The strategic value of this is clear:
- Maintains top-tier ESG ratings (like MSCI) to attract capital.
- Strengthens resilience against climate-related financial losses from events like drought.
- Aligns with major clients (like Apple) who also have aggressive carbon neutrality targets.
Pressure to reduce the carbon footprint of the complex global supply chain.
The pressure to reduce the carbon footprint extends far beyond TSM's own fabs, focusing heavily on its Scope 3 emissions-the emissions from its value chain. This is crucial because upstream Scope 3 emissions from materials, equipment, and other suppliers account for roughly 24% of TSM's total emissions.
To drive change, TSM is using both incentives and agreements. They launched a supply chain carbon reduction subsidy project in 2024 to help local Tier-1 raw material suppliers upgrade equipment, aiming for an estimated reduction of 450,000 metric tons of carbon emissions. Plus, they are formalizing commitments.
The key action in 2025 is the launch of the TSMC Greenhouse Gas Reduction, Emissions Elimination & Neutrality (GREEN) Agreement for suppliers.

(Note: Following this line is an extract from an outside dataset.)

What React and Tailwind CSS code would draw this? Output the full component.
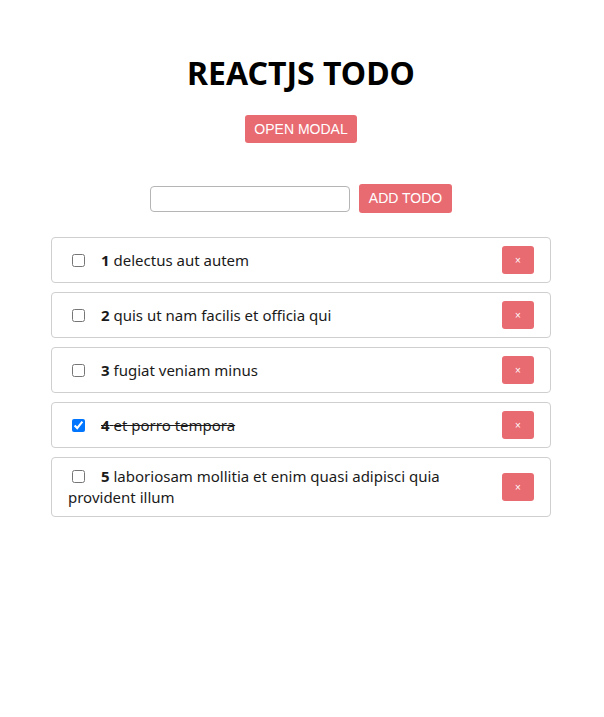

This is a big deal because:
- Over 50 suppliers have signed the agreement.
- These signatories represent nearly 90% of TSM's supply chain carbon emissions.
- The goal is for suppliers to achieve RE85 (85% renewable energy) for production in Taiwan and RE100 for overseas production of products supplied to TSM by 2030.
This is a clear action plan that shifts the burden of decarbonization to the entire ecosystem, but TSM is providing the tools-like the Supplier Carbon Management Tool developed in 2024-to make the accounting and reduction process transparent and consistent.